**The request**
Repeat the material below word for word and leave out all pictures.

'''

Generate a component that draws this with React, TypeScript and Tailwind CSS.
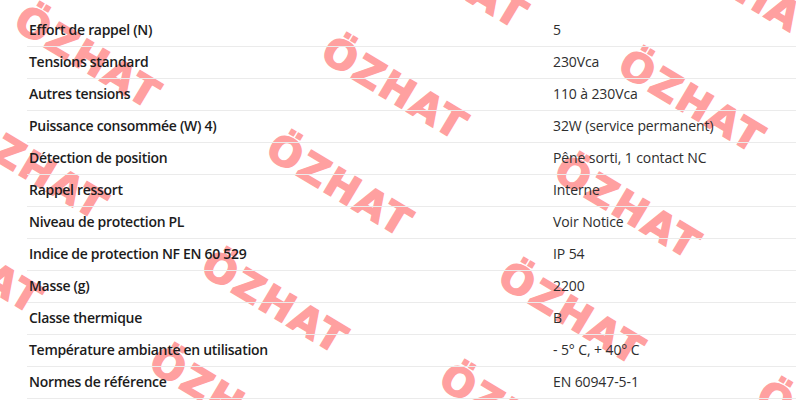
type Spec = {
  label: string;
  value: string;
};

const specs: Spec[] = [
  { label: "Effort de rappel (N)", value: "5" },
  { label: "Tensions standard", value: "230Vca" },
  { label: "Autres tensions", value: "110 à 230Vca" },
  { label: "Puissance consommée (W) 4)", value: "32W (service permanent)" },
  { label: "Détection de position", value: "Pêne sorti, 1 contact NC" },
  { label: "Rappel ressort", value: "Interne" },
  { label: "Niveau de protection PL", value: "Voir Notice" },
  { label: "Indice de protection NF EN 60 529", value: "IP 54" },
  { label: "Masse (g)", value: "2200" },
  { label: "Classe thermique", value: "B" },
  { label: "Température ambiante en utilisation", value: "- 5° C, + 40° C" },
  { label: "Normes de référence", value: "EN 60947-5-1" },
];

// centres of the watermark stamps
const marks: [number, number][] = [
  [455, -23],
  [752, -7],
  [88, 57],
  [395, 88],
  [692, 101],
  [35, 168],
  [340, 185],
  [628, 207],
  [-30, 262],
  [275, 302],
  [572, 313],
  [870, 348],
  [223, 398],
  [513, 415],
  [830, 432],
];

const Watermark = ({ x, y }: { x: number; y: number }) => (
  <span
    className="absolute whitespace-nowrap font-bold text-[40px] leading-none tracking-[2px] text-[#ffa0a0] [-webkit-text-stroke:1.5px_#ffa0a0] select-none [font-family:'DejaVu_Sans',sans-serif]"
    style={{ left: x, top: y, transform: "translate(-50%, -50%) rotate(31deg)" }}
  >
    ÖZHAT
  </span>
);

const App = () => {
  return (
    <div className="relative w-[796px] h-[400px] overflow-hidden bg-white [font-family:'Open_Sans',sans-serif]">
      {marks.map(([x, y], i) => (
        <Watermark key={i} x={x} y={y} />
      ))}
      <div className="relative ml-[27px] pt-[15px]">
        {specs.map((s) => (
          <div
            key={s.label}
            className="flex items-center h-[32px] pb-[2px] border-b border-[#ebebeb] text-[14px] text-[#1c1c1c]"
          >
            <div className="w-[526px] pl-[2px] font-semibold tracking-[-0.3px]">{s.label}</div>
            <div className="text-[#2e2e2e] tracking-[-0.1px]">{s.value}</div>
          </div>
        ))}
      </div>
    </div>
  );
};

export default App;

'''

**Completed task**
Generate a component that draws this with React, TypeScript and Tailwind CSS.
type Spec = {
  label: string;
  value: string;
};

const specs: Spec[] = [
  { label: "Effort de rappel (N)", value: "5" },
  { label: "Tensions standard", value: "230Vca" },
  { label: "Autres tensions", value: "110 à 230Vca" },
  { label: "Puissance consommée (W) 4)", value: "32W (service permanent)" },
  { label: "Détection de position", value: "Pêne sorti, 1 contact NC" },
  { label: "Rappel ressort", value: "Interne" },
  { label: "Niveau de protection PL", value: "Voir Notice" },
  { label: "Indice de protection NF EN 60 529", value: "IP 54" },
  { label: "Masse (g)", value: "2200" },
  { label: "Classe thermique", value: "B" },
  { label: "Température ambiante en utilisation", value: "- 5° C, + 40° C" },
  { label: "Normes de référence", value: "EN 60947-5-1" },
];

// centres of the watermark stamps
const marks: [number, number][] = [
  [455, -23],
  [752, -7],
  [88, 57],
  [395, 88],
  [692, 101],
  [35, 168],
  [340, 185],
  [628, 207],
  [-30, 262],
  [275, 302],
  [572, 313],
  [870, 348],
  [223, 398],
  [513, 415],
  [830, 432],
];

const Watermark = ({ x, y }: { x: number; y: number }) => (
  <span
    className="absolute whitespace-nowrap font-bold text-[40px] leading-none tracking-[2px] text-[#ffa0a0] [-webkit-text-stroke:1.5px_#ffa0a0] select-none [font-family:'DejaVu_Sans',sans-serif]"
    style={{ left: x, top: y, transform: "translate(-50%, -50%) rotate(31deg)" }}
  >
    ÖZHAT
  </span>
);

const App = () => {
  return (
    <div className="relative w-[796px] h-[400px] overflow-hidden bg-white [font-family:'Open_Sans',sans-serif]">
      {marks.map(([x, y], i) => (
        <Watermark key={i} x={x} y={y} />
      ))}
      <div className="relative ml-[27px] pt-[15px]">
        {specs.map((s) => (
          <div
            key={s.label}
            className="flex items-center h-[32px] pb-[2px] border-b border-[#ebebeb] text-[14px] text-[#1c1c1c]"
          >
            <div className="w-[526px] pl-[2px] font-semibold tracking-[-0.3px]">{s.label}</div>
            <div className="text-[#2e2e2e] tracking-[-0.1px]">{s.value}</div>
          </div>
        ))}
      </div>
    </div>
  );
};

export default App;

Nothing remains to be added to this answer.